To be done:
Where a line contains the string "index", copy that line.

Provided material:
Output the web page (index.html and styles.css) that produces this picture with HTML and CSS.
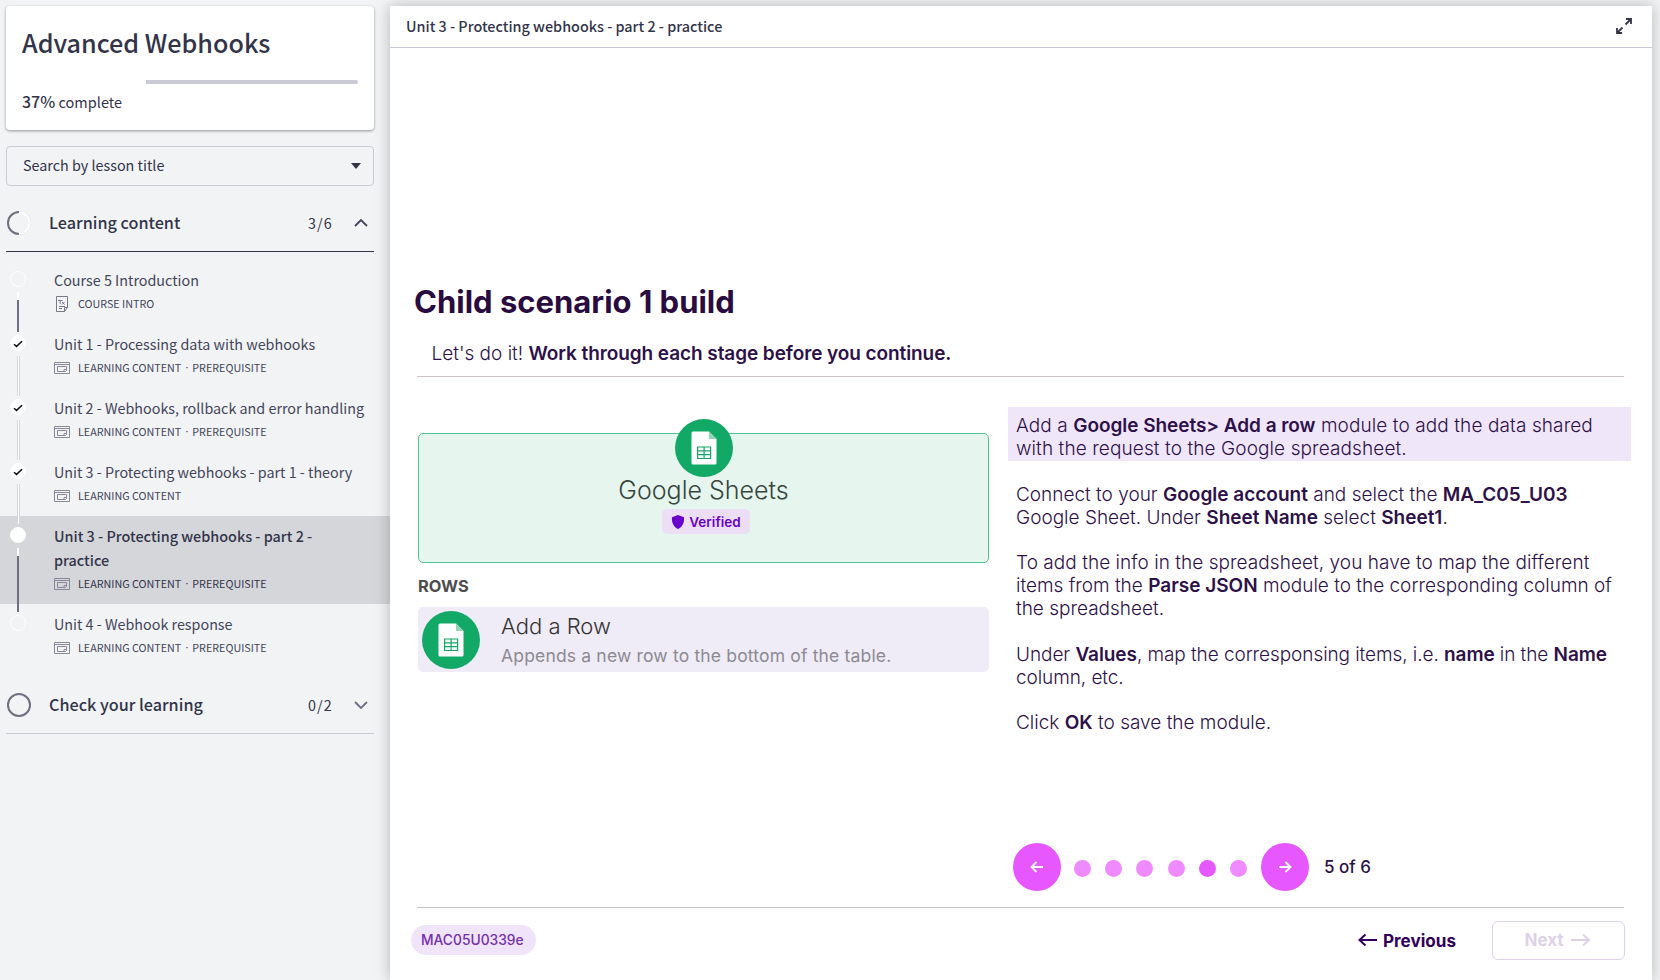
FILE: index.html
```html
<!DOCTYPE html>
<html lang="en">
<head>
<meta charset="utf-8">
<title>Advanced Webhooks</title>
<link rel="stylesheet" href="styles.css">
</head>
<body>
<svg class="defs" width="0" height="0">
  <symbol id="lesson" viewBox="0 0 16 14"><path d="M.5 1.500h15v11H.5zM.5 3.500h15M3.500 5.500h9V9.500l-1 1h-8zM12 8.500h-2v1.500" fill="none" stroke="#87889a"/></symbol>
  <symbol id="check" viewBox="0 0 10 8"><path d="M1 4.200 3.500 6.400 9 1.300" fill="none" stroke="#111" stroke-width="1.500"/></symbol>
  <symbol id="sheet" viewBox="0 0 58 58"><circle cx="29" cy="29" r="29" fill="#12a866"/><path d="M18 12.500h16l7.500 7.500v24a1.500 1.500 0 0 1-1.500 1.500H18a1.500 1.500 0 0 1-1.500-1.500V14a1.500 1.500 0 0 1 1.500-1.500z" fill="#fff"/><path d="M34 12.500l7.500 7.500H34z" fill="#8fd6b5"/><path d="M22.600 28h13v11.500h-13zM22.600 31.800h13M22.600 35.600h13M29.100 28v11.500" fill="none" stroke="#12a866" stroke-width="1.200"/></symbol>
</svg>
<div class="app">
  <aside class="sidebar">
    <section class="course">
      <h1>Advanced Webhooks</h1>
      <div class="progress"><i></i></div>
      <p><b>37%</b> complete</p>
    </section>
    <div class="search"><span>Search by lesson title</span><svg width="10" height="6"><path d="M0 0h10L5 6z" fill="#33344a"/></svg></div>
    <div class="section open">
      <svg width="24" height="24" viewBox="0 0 24 24"><circle cx="12" cy="12" r="11" fill="none" stroke="#d4d5da" stroke-width="2"/><circle cx="12" cy="12" r="10.700" fill="none" stroke="#fff" stroke-width="2"/><path d="M12 1a11 11 0 0 0 0 22" fill="none" stroke="#6e6f83" stroke-width="2"/></svg>
      <h2>Learning content</h2><em>3/6</em>
      <svg width="14" height="8"><path d="M1 7l6-6 6 6" fill="none" stroke="#44455a" stroke-width="1.800"/></svg>
    </div>
    <ul class="lessons">
      <li><div class="track"><span class="dot"></span><span class="rail todo"></span></div><div class="info"><h3>Course 5 Introduction</h3><p><svg width="16" height="16"><path d="M2.500 .5h11v11l-3 4h-8zM10.500 15.500v-4h3M5 10.500h6M5 12.500h3" fill="none" stroke="#77788b"/><path d="M4 4.500h4.500M6.200 4.500V8M8 6l2.500 2.500M10.500 6 8 8.500" fill="none" stroke="#77788b"/></svg><span>COURSE INTRO</span></p></div></li>
      <li><div class="track"><span class="dot full"><svg width="10" height="8"><use href="#check"/></svg></span><span class="rail"></span></div><div class="info"><h3>Unit 1 - Processing data with webhooks</h3><p><svg width="16" height="14"><use href="#lesson"/></svg><span>LEARNING CONTENT</span><i>·</i><span>PREREQUISITE</span></p></div></li>
      <li><div class="track"><span class="dot full"><svg width="10" height="8"><use href="#check"/></svg></span><span class="rail"></span></div><div class="info"><h3>Unit 2 - Webhooks, rollback and error handling</h3><p><svg width="16" height="14"><use href="#lesson"/></svg><span>LEARNING CONTENT</span><i>·</i><span>PREREQUISITE</span></p></div></li>
      <li><div class="track"><span class="dot full"><svg width="10" height="8"><use href="#check"/></svg></span><span class="rail"></span></div><div class="info"><h3>Unit 3 - Protecting webhooks - part 1 - theory</h3><p><svg width="16" height="14"><use href="#lesson"/></svg><span>LEARNING CONTENT</span></p></div></li>
      <li class="active"><div class="track"><span class="dot full"></span><span class="rail todo"></span></div><div class="info"><h3>Unit 3 - Protecting webhooks - part 2 -<br>practice</h3><p><svg width="16" height="14"><use href="#lesson"/></svg><span>LEARNING CONTENT</span><i>·</i><span>PREREQUISITE</span></p></div></li>
      <li><div class="track"><span class="dot"></span></div><div class="info"><h3>Unit 4 - Webhook response</h3><p><svg width="16" height="14"><use href="#lesson"/></svg><span>LEARNING CONTENT</span><i>·</i><span>PREREQUISITE</span></p></div></li>
    </ul>
    <div class="section">
      <svg width="24" height="24" viewBox="0 0 24 24"><circle cx="12" cy="12" r="11" fill="none" stroke="#6e6f83" stroke-width="2"/></svg>
      <h2>Check your learning</h2><em>0/2</em>
      <svg width="14" height="8"><path d="M1 1l6 6 6-6" fill="none" stroke="#6e6f83" stroke-width="1.800"/></svg>
    </div>
  </aside>
  <main class="player">
    <header><h2>Unit 3 - Protecting webhooks - part 2 - practice</h2>
      <svg width="16" height="16"><path d="M9.500 6.500 14.500 1.500M10 1h5v5M6.500 9.500l-5 5M1 10v5h5" fill="none" stroke="#33344a" stroke-width="1.800"/></svg></header>
    <div class="slide">
      <h1>Child scenario 1 build</h1>
      <p class="lead">Let's do it! <b>Work through each stage before you continue.</b></p>
      <div class="columns">
        <div class="left">
          <div class="app-card">
            <svg width="58" height="58"><use href="#sheet"/></svg>
            <h2>Google Sheets</h2>
            <div class="verified"><svg width="14" height="14" viewBox="0 0 14 14"><path d="M7 0 13 2.200C13.600 8 11 12 7 14 3 12 .4 8 1 2.200z" fill="#6a00cc"/></svg><span>Verified</span></div>
          </div>
          <h4>ROWS</h4>
          <div class="row-card"><svg width="58" height="58"><use href="#sheet"/></svg><div><h3>Add a Row</h3><p>Appends a new row to the bottom of the table.</p></div></div>
        </div>
        <div class="steps">
          <p class="hl">Add a <b>Google Sheets&gt; Add a row</b> module to add the data shared<br>with the request to the Google spreadsheet.</p>
          <p>Connect to your <b>Google account</b> and select the <b>MA_C05_U03</b><br>Google Sheet. Under <b>Sheet Name</b> select <b>Sheet1</b>.</p>
          <p class="map"><span>To add the info in the spreadsheet, you have to map the different</span><br>items from the <b>Parse JSON</b> module to the corresponding column of<br>the spreadsheet.</p>
          <p class="values">Under <b>Values</b>, map the corresponsing items, i.e. <b>name</b> in the <b>Name</b><br>column, etc.</p>
          <p>Click <b>OK</b> to save the module.</p>
          <nav class="pager">
            <button><svg width="14" height="12"><path d="M13 6H1.500M6.500 1l-5 5 5 5" fill="none" stroke="#fff" stroke-width="1.800"/></svg></button>
            <div class="dots"><i></i><i></i><i></i><i></i><i class="on"></i><i></i></div>
            <button><svg width="14" height="12"><path d="M1 6h11.500M7.500 1l5 5-5 5" fill="none" stroke="#fff" stroke-width="1.800"/></svg></button>
            <span class="count">5 of 6</span>
          </nav>
        </div>
      </div>
      <footer>
        <span class="code">MAC05U0339e</span>
        <a class="prev"><svg width="20" height="14"><path d="M19 7H1.500M7.500 1.500 1.500 7l6 5.500" fill="none" stroke="#32005c" stroke-width="2"/></svg><span>Previous</span></a>
        <a class="next"><span>Next</span><svg width="20" height="14"><path d="M0 7h18M12 1.500 18 7l-6 5.500" fill="none" stroke="#ddd2e8" stroke-width="2"/></svg></a>
      </footer>
    </div>
  </main>
</div>
</body>
</html>
```
FILE: styles.css
```css
* { box-sizing: border-box; margin: 0; padding: 0; }
body { width: 1660px; height: 980px; overflow: hidden; background: #f1f3f5; color: #33344a; font-family: "Noto Sans CJK SC", "Open Sans", sans-serif; }
.defs { position: absolute; }
svg { display: block; flex: none; }
i, em { font-style: normal; }
.app { display: flex; height: 980px; }
.sidebar { width: 390px; padding-top: 6px; flex: none; }
.course { width: 368px; height: 124px; margin-left: 6px; padding: 15px 16px; background: #fff; border-radius: 4px; box-shadow: 0 1px 3px rgba(0,0,0,.4); }
.course h1 { font-size: 25.150px; line-height: 42px; font-weight: 500; white-space: nowrap; }
.progress { height: 4px; margin-top: 17px; background: #c9cbd6; border-radius: 2px; }
.progress i { display: block; width: 37%; height: 4px; background: #fff; }
.course p { margin-top: 5px; font-size: 14.500px; line-height: 24px; }
.course b { font-size: 16px; font-weight: 500; }
.search { display: flex; justify-content: space-between; align-items: center; width: 368px; height: 40px; margin: 16px 0 0 6px; padding: 0 12px 0 16px; border: 1px solid #c9cbd6; border-radius: 4px; font-size: 14.350px; }
.search span { padding-bottom: 3px; }
.section { display: flex; align-items: center; width: 368px; height: 58px; margin-left: 6px; padding: 0 6px 0 1px; border-bottom: 1px solid #c9cbd6; }
.section.open { height: 66px; padding-top: 8px; border-color: #33344a; }
.section h2 { flex: 1; margin-left: 18px; padding-bottom: 2px; font-size: 16.200px; font-weight: 500; }
.section em { margin-right: 21px; font-size: 14.300px; letter-spacing: 1.200px; }
.lessons { list-style: none; padding-top: 8px; margin-bottom: 8px; }
.lessons li { display: flex; min-height: 64px; padding: 8px 0 9px; color: #44455a; }
.lessons .active { min-height: 88px; background: #d5d6da; color: #33344a; }
.track { position: relative; width: 54px; padding: 3px 0 0 10px; }
.dot { display: flex; align-items: center; justify-content: center; width: 16px; height: 16px; border: 1px solid #fff; border-radius: 50%; }
.dot.full { background: #fff; }
.dot svg { margin-top: 1px; }
.rail { position: absolute; z-index: 1; left: 17px; top: 24px; bottom: -17px; width: 3px; background: #fff; border: solid #d5d6da; border-width: 0 1px; }
.rail.todo { width: 2px; border: 0; background: linear-gradient(#fff 8px, #6e6f83 8px); }
.info h3 { font-size: 14.330px; line-height: 24px; font-weight: 400; white-space: nowrap; }
.active .info h3 { font-size: 14.400px; font-weight: 500; }
.info p { display: flex; align-items: center; height: 22px; font-size: 10.750px; }
.info p svg { margin: 2px 8px 0 0; }
.info p i { width: 11px; text-align: center; font-family: "Open Sans", sans-serif; }
.player { width: 1262px; margin-top: 6px; background: #fff; box-shadow: 0 0 14px rgba(0,0,0,.25); }
header { display: flex; align-items: center; justify-content: space-between; height: 42px; padding: 0 20px 0 16px; border-bottom: 1px solid #c9c8d8; }
header h2 { padding-bottom: 2px; font-size: 14.380px; font-weight: 500; }
header svg { margin-top: -2px; }
.slide { padding: 234px 28px 0 27px; font-family: Inter, sans-serif; color: #2d1148; }
.slide h1 { margin-left: -3px; font-size: 31px; line-height: 40px; font-weight: 700; color: #290b40; }
.lead { height: 55px; padding: 22px 0 0 14.500px; border-bottom: 1px solid #cbc1c7; font-size: 19px; line-height: 20px; font-weight: 300; white-space: nowrap; }
b { font-weight: 600; }
.lead b { letter-spacing: -.08px; }
.columns { display: flex; height: 530px; }
.left { width: 572px; padding: 56px 0 0 1px; flex: none; }
.app-card { display: flex; flex-direction: column; align-items: center; height: 130px; border: 1px solid #4fc391; border-radius: 5px; background: #e6f5ed; }
.app-card > svg { margin-top: -15px; }
.app-card h2 { margin-top: -2px; font-size: 25px; line-height: 30px; font-weight: 350; color: #36463f; }
.verified { display: flex; align-items: center; gap: 4px; height: 25px; margin: 4px 0 0 5px; padding: 0 9px; border-radius: 5px; background: #ecdff5; color: #6a00cc; font-size: 13.500px; font-weight: 600; }
.left h4 { margin: 13px 0 11px; font-size: 16.400px; line-height: 20px; color: #4d4d4d; }
.row-card { display: flex; align-items: center; height: 65px; padding-left: 4px; border-radius: 5px; background: #efebf7; }
.row-card div { margin: 2px 0 0 21px; }
.row-card h3 { font-size: 22px; line-height: 30px; font-weight: 350; color: #333; }
.row-card p { font-size: 17.500px; line-height: 30px; font-weight: 400; letter-spacing: .17px; color: #8c8a91; white-space: nowrap; }
.steps { width: 623px; margin: 30px 0 0 19px; flex: none; font-size: 19px; line-height: 22.880px; font-weight: 300; white-space: nowrap; }
.steps p { padding-left: 8px; margin-bottom: 22.880px; }
.steps .hl { height: 54px; padding-top: 8px; margin-bottom: 22.700px; background: #f0e6fa; letter-spacing: .1px; }
.hl b { letter-spacing: -.05px; }
.map span { letter-spacing: .05px; }
.values { letter-spacing: -.07px; }
.pager { display: flex; align-items: center; margin: 108px 0 0 5px; }
button { display: flex; align-items: center; justify-content: center; width: 48px; height: 48px; border: 0; border-radius: 50%; background: #e657ff; }
.dots { display: flex; gap: 14.200px; margin: 2px 14px 0 13px; }
.dots i { width: 17px; height: 17px; border-radius: 50%; background: #ef8aff; }
.dots .on { background: #e657ff; }
.count { margin-left: 15px; font-size: 17px; font-weight: 500; }
footer { display: flex; align-items: center; height: 65px; border-top: 1px solid #cbc1c7; }
.code { height: 30px; margin-left: -6px; padding: 0 12px 0 10px; border-radius: 15px; background: #f0e4fb; color: #752fa8; font-size: 13.800px; line-height: 30px; font-weight: 500; }
.prev { display: flex; align-items: center; gap: 5px; margin: 0 36px 0 auto; color: #32005c; font-size: 17.100px; font-weight: 700; }
.next { display: flex; align-items: center; justify-content: center; gap: 7px; width: 133px; height: 39px; margin-right: -1px; padding-right: 2px; border: 1px solid #ddd2e8; border-radius: 6px; color: #ddd2e8; font-size: 17px; font-weight: 700; }
```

Output for this task:
Output the web page (index.html and styles.css) that produces this picture with HTML and CSS.
FILE: index.html
.rail { position: absolute; z-index: 1; left: 17px; top: 24px; bottom: -17px; width: 3px; background: #fff; border: solid #d5d6da; border-width: 0 1px; }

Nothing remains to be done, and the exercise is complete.